Buried Interfacial Modification and Light Management for Self‐Assembled Molecules–Based Perovskite Solar Cells

For self‐assembled molecule (SAM)‐based inverted perovskite solar cell, the buried interface (SAM/perovskite interface) significantly determines the overall efficiency and stability of the device, which requires meticulous modulation. In this work, a series of phthalimide derivatives (namely 4‐(1,3‐dioxoisoindolin‐2‐yl)butan‐1‐ammonium iodide [DBAI], 2‐(1,3‐dioxoisoindolin‐2‐yl)ethan‐1‐ammonium iodide [DEAI], and 6‐(1,3‐dioxoisoindolin‐2‐yl)hexan‐1‐ammonium iodide [DHAI]) are developed as buried interfacial modification materials to improve the surface homogeneity, optimize perovskite morphology, and passivate defect sites. Among them, the DHAI with the longest alkyl chain outperforms the others, which is attributed to the steric and electronic effect of the molecular structure.

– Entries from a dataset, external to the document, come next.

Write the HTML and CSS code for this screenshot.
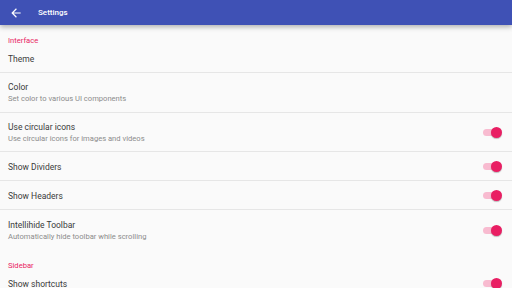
FILE: index.html
```html
<!DOCTYPE html>
<html lang="en">

<head>
    <meta charset="UTF-8">
    <meta name="viewport" content="width=device-width, initial-scale=1.0">
    <title>Settings</title>
    <link rel="stylesheet" href="styles.css">
</head>

<body>
    <div class="toolbar">
        <svg class="back" viewBox="0 0 24 24">
            <path d="M20 11H7.83l5.59-5.59L12 4l-8 8 8 8 1.41-1.41L7.83 13H20v-2z" fill="#fff" />
        </svg>
        <span class="title">Settings</span>
    </div>
    <div class="list">
        <div class="category">Interface</div>
        <div class="item divider">
            <div class="text"><div class="primary">Theme</div></div>
        </div>
        <div class="item two divider">
            <div class="text">
                <div class="primary">Color</div>
                <div class="secondary">Set color to various UI components</div>
            </div>
        </div>
        <div class="item two divider">
            <div class="text">
                <div class="primary">Use circular icons</div>
                <div class="secondary">Use circular icons for images and videos</div>
            </div>
            <div class="switch"></div>
        </div>
        <div class="item divider">
            <div class="text"><div class="primary">Show Dividers</div></div>
            <div class="switch"></div>
        </div>
        <div class="item divider">
            <div class="text"><div class="primary">Show Headers</div></div>
            <div class="switch"></div>
        </div>
        <div class="item two">
            <div class="text">
                <div class="primary">Intellihide Toolbar</div>
                <div class="secondary">Automatically hide toolbar while scrolling</div>
            </div>
            <div class="switch"></div>
        </div>
        <div class="category">Sidebar</div>
        <div class="item">
            <div class="text"><div class="primary">Show shortcuts</div></div>
            <div class="switch"></div>
        </div>
    </div>
</body>

</html>
```

FILE: styles.css
```css
body {
    margin: 0;
    font-family: Roboto, "Noto Sans", sans-serif;
    background: #fafafa;
    height: 288px;
    overflow: hidden;
}

.toolbar {
    height: 25px;
    background: #3f51b5;
    display: flex;
    align-items: center;
    box-shadow: 0 2px 5px rgba(0, 0, 0, 0.3);
    position: relative;
}

.back {
    width: 14px;
    height: 14px;
    margin-left: 9px;
}

.title {
    color: #fff;
    font-size: 8px;
    font-weight: 500;
    margin-left: 15px;
}

.category {
    height: 19px;
    padding-left: 8px;
    color: #e91e63;
    font-size: 7.6px;
    box-sizing: border-box;
    padding-top: 11px;
}

.item {
    display: flex;
    align-items: center;
    height: 29px;
    padding: 1px 10px 0 8px;
    box-sizing: border-box;
}

.item.two {
    height: 39.5px;
}

.divider {
    border-bottom: 1px solid #e6e6e6;
}

.text {
    flex: 1;
}

.primary {
    font-size: 8.5px;
    color: #3a3a3a;
}

.secondary {
    font-size: 7.6px;
    color: #8c8c8c;
    margin-top: 2px;
}

.switch {
    width: 19px;
    height: 7px;
    position: relative;
}

.switch::before {
    content: "";
    position: absolute;
    left: 0;
    top: 0;
    width: 15px;
    height: 7px;
    border-radius: 4px;
    background: #f8bbd0;
}

.switch::after {
    content: "";
    position: absolute;
    right: 0;
    top: -2px;
    width: 11px;
    height: 11px;
    border-radius: 50%;
    background: #e91e63;
    box-shadow: 0 1px 1px rgba(0, 0, 0, 0.25);
}
```
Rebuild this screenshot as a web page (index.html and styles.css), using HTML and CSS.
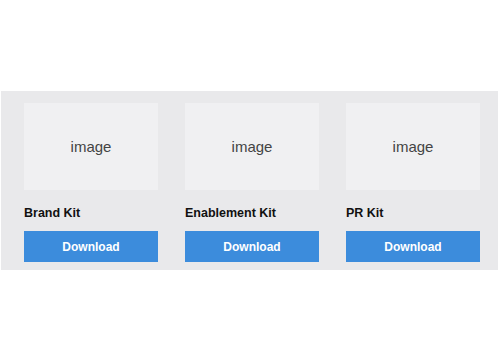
FILE: index.html
```html
<!DOCTYPE html>
<html lang="en">
<head>
    <meta charset="UTF-8">
    <meta name="viewport" content="width=device-width, initial-scale=1.0">
    <title>Press Kits</title>
    <link rel="stylesheet" href="styles.css">
</head>
<body>
    <div class="kits">
        <div class="kit">
            <div class="kit-image">image</div>
            <p class="kit-title">Brand Kit</p>
            <button class="kit-download">Download</button>
        </div>
        <div class="kit">
            <div class="kit-image">image</div>
            <p class="kit-title">Enablement Kit</p>
            <button class="kit-download">Download</button>
        </div>
        <div class="kit">
            <div class="kit-image">image</div>
            <p class="kit-title">PR Kit</p>
            <button class="kit-download">Download</button>
        </div>
    </div>
</body>
</html>
```
FILE: styles.css
```css
body {
    font-family: "Liberation Sans", Arial, sans-serif;
    background-color: #fff;
    margin: 0;
    padding: 91px 0 0 1px;
}
.kits {
    display: flex;
    gap: 27px;
    width: 474px;
    padding: 12px 0 8px 23px;
    background-color: #e9e9eb;
}
.kit {
    width: 134px;
    display: flex;
    flex-direction: column;
}
.kit-image {
    height: 87px;
    display: flex;
    align-items: center;
    justify-content: center;
    background-color: #f0f0f2;
    color: #444;
    font-size: 15px;
}
.kit-title {
    margin: 16px 0 0;
    font-size: 12.5px;
    font-weight: bold;
    line-height: 14px;
    color: #111;
}
.kit-download {
    margin-top: 11px;
    height: 31px;
    border: none;
    background-color: #3c8cdc;
    color: #fff;
    font-family: inherit;
    font-size: 12px;
    font-weight: bold;
    cursor: pointer;
}
```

Intriguingly, these interfacial modification materials can introduce ‘island‐like’ morphology on the hole‐selective layer, which significantly boosts the transmittance and perovskite absorption, resulting in substantially enhanced short‐circuit density and power conversion efficiency of 24.71%. These findings reveal the structure–property–performance relationship of these materials and propose a novel strategy for light management at the buried interface.